For many first-time buyers, the path to homeownership feels like navigating a system full of hidden rules, unwritten expectations, and financial traps.
Jeremy Davis, president of mortgage at Southern Bancorp, a certified community development financial institution (CDFI), told Newsweek that the core issues often stem from a lack of access rather than a lack of ability.
“I work with first-time buyers, working families, and communities that were never taught the ‘rules of the game.’ Most mistakes aren’t about intelligence. They’re about access, timing, and bad advice passed down like folklore,” Davis said.
Below are the pitfalls that trip people up, and why they matter, according to Davis.
1. Skipping Pre-Approval
According to Davis, failing to secure a pre-approval before shopping is one of the most costly missteps. “This is the fastest way to lose leverage before the game even starts,” he said. Buyers often assume that browsing listings with a general budget in mind is harmless, but he warns that “too many buyers start shopping with a vague online estimate and optimism. Sellers don’t negotiate with optimism. They negotiate with certainty.”
Without a pre-approval letter in hand, he said, “your offer is weaker, even if it’s higher, you lose time, and time kills deals,” and the emotional fallout can be just as harsh. Shoppers risk “falling in love with a home you can’t actually afford, which is emotionally and financially brutal.”
Davis emphasized that pre-approval serves multiple protective purposes. “Pre-approval is not about locking you into a loan. It’s about knowing your real buying power, spotting issues early, and showing sellers you are serious. In competitive markets, pre-approval isn’t optional. It’s table stakes,” he said.
2. Underestimating Closing Costs
Even buyers who plan carefully for a down payment often stumble at the finish line. “This is where budgets quietly blow up at the finish line,” Davis said. “Buyers focus on the down payment and forget the rest of the equation. Closing costs can run 2 to 5 percent of the purchase price, and that surprises people every single day.”

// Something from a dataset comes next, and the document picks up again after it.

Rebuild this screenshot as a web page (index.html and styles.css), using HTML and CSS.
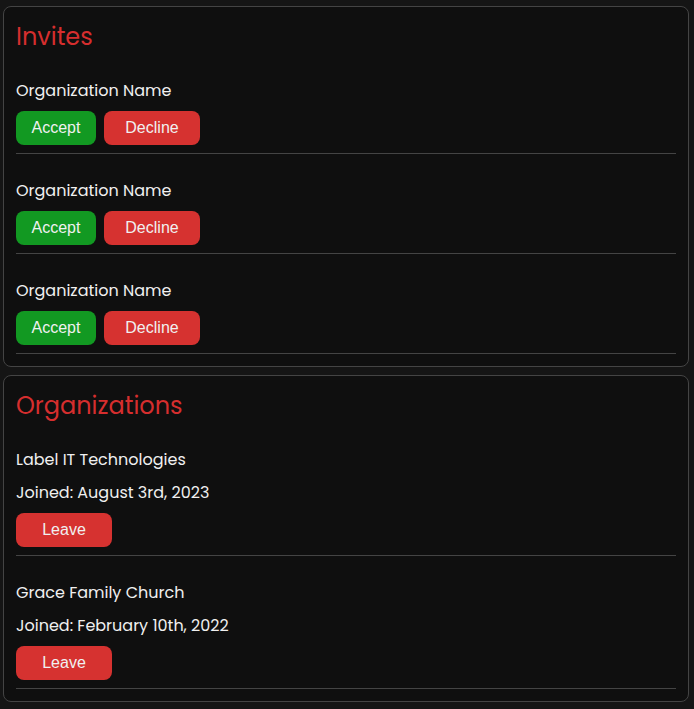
FILE: index.html
```html
<!DOCTYPE html>
<html lang="en">
<head>
  <meta charset="utf-8">
  <meta name="viewport" content="width=device-width, initial-scale=1">
  <title>Organizations</title>
  <link rel="stylesheet" href="styles.css">
</head>
<body>
  <main class="page">
    <section class="card">
      <h2 class="card-title">Invites</h2>
      <ul class="list">
        <li class="item">
          <p class="text">Organization Name</p>
          <div class="actions">
            <button class="button accept" type="button">Accept</button>
            <button class="button danger" type="button">Decline</button>
          </div>
        </li>
        <li class="item">
          <p class="text">Organization Name</p>
          <div class="actions">
            <button class="button accept" type="button">Accept</button>
            <button class="button danger" type="button">Decline</button>
          </div>
        </li>
        <li class="item">
          <p class="text">Organization Name</p>
          <div class="actions">
            <button class="button accept" type="button">Accept</button>
            <button class="button danger" type="button">Decline</button>
          </div>
        </li>
      </ul>
    </section>
    <section class="card">
      <h2 class="card-title">Organizations</h2>
      <ul class="list">
        <li class="item">
          <p class="text">Label IT Technologies</p>
          <p class="text">Joined: August 3rd, 2023</p>
          <div class="actions">
            <button class="button danger" type="button">Leave</button>
          </div>
        </li>
        <li class="item">
          <p class="text">Grace Family Church</p>
          <p class="text">Joined: February 10th, 2022</p>
          <div class="actions">
            <button class="button danger" type="button">Leave</button>
          </div>
        </li>
      </ul>
    </section>
  </main>
</body>
</html>
```
FILE: styles.css
```css
* {
  box-sizing: border-box;
}

body {
  margin: 0;
  background: #151515;
  color: #f0f0f0;
  font-family: Poppins, Inter, sans-serif;
  font-size: 16px;
  line-height: 25px;
}

.page {
  display: flex;
  flex-direction: column;
  gap: 8px;
  padding: 6px 5px 6px 3px;
}

.card {
  padding: 12px;
  border: 1px solid #444;
  border-radius: 8px;
  background: #0f0f0f;
}

.card-title {
  margin: 0;
  color: #d62e2e;
  font-size: 24px;
  font-weight: 400;
  line-height: 35px;
}

.list {
  margin: 0;
  padding: 0;
  list-style: none;
}

.item {
  display: flex;
  flex-direction: column;
  gap: 8px;
  padding: 24px 0 8px;
  border-bottom: 1px solid #444;
}

.text {
  margin: 0;
}

.actions {
  display: flex;
  gap: 8px;
}

.button {
  height: 34px;
  padding: 0;
  border: 0;
  border-radius: 8px;
  color: #f0f0f0;
  font-family: "Liberation Sans", Arial, sans-serif;
  font-size: 16px;
  cursor: pointer;
}

.accept {
  width: 80px;
  background: #129922;
}

.danger {
  width: 96px;
  background: #d63230;
}
```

Among the commonly overlooked items, Davis pointed to “title and settlement fees, appraisals and inspections, prepaid taxes and insurance, escrows that hit all at once.” When those costs aren’t anticipated, the fallout can be severe. “The consequence is not just stress,” he said. “It’s last-minute scrambling, draining emergency savings, or worse, deals falling apart days before closing.”
But the solution doesn’t require guesswork. “The fix is simple but disciplined,” he said. “Budget for closing costs upfront, ask for a full estimate early, and explore grants or assistance programs before you make an offer, not after.”
3. Allowing Emotions to Drive the Decision
Emotion is unavoidable in the home-buying process, but Davis argues it shouldn’t steer the ship. “Emotion is human. Overpaying because of it is optional,” he said. “Buying a home is personal. That’s the problem.”
He’s seen buyers “bid far above value because they ‘felt it’” and “waive inspections they absolutely needed,” along with stretching their budgets “so thin that homeownership became a burden, not a blessing.”
According to Davis, the key is grounding the decision in discipline. “When emotions run the show, buyers overpay today and regret it tomorrow. The antidote is structure. Set your walk-away number in advance. Trust the data. Lean on professionals who will tell you the truth, even when it’s uncomfortable. A good deal should still feel good five years from now.”
A Larger, Systemic Issue
Beyond individual missteps, Davis believes the real roots of buyer confusion run deeper. “The biggest mistake I see isn’t tactical—it’s systemic,” he said. Many buyers were “never taught how mortgages work, how credit is evaluated, or how to plan for long-term ownership costs. When education is missing, mistakes multiply. That’s why access to responsible guidance, not just cheap rates, matters so much.”
Ultimately, his message is that preparedness—not aggressiveness—is what gives buyers power. “Homeownership should build wealth, stability, and dignity. When buyers are rushed, under-informed, or emotionally pressured, the system fails them,” he said. “The smartest buyers aren’t the most aggressive. They’re the most prepared.”
He believes when “buyers are educated early, supported honestly, and treated with respect, homeownership becomes what it was always supposed to be—a foundation, not a gamble.”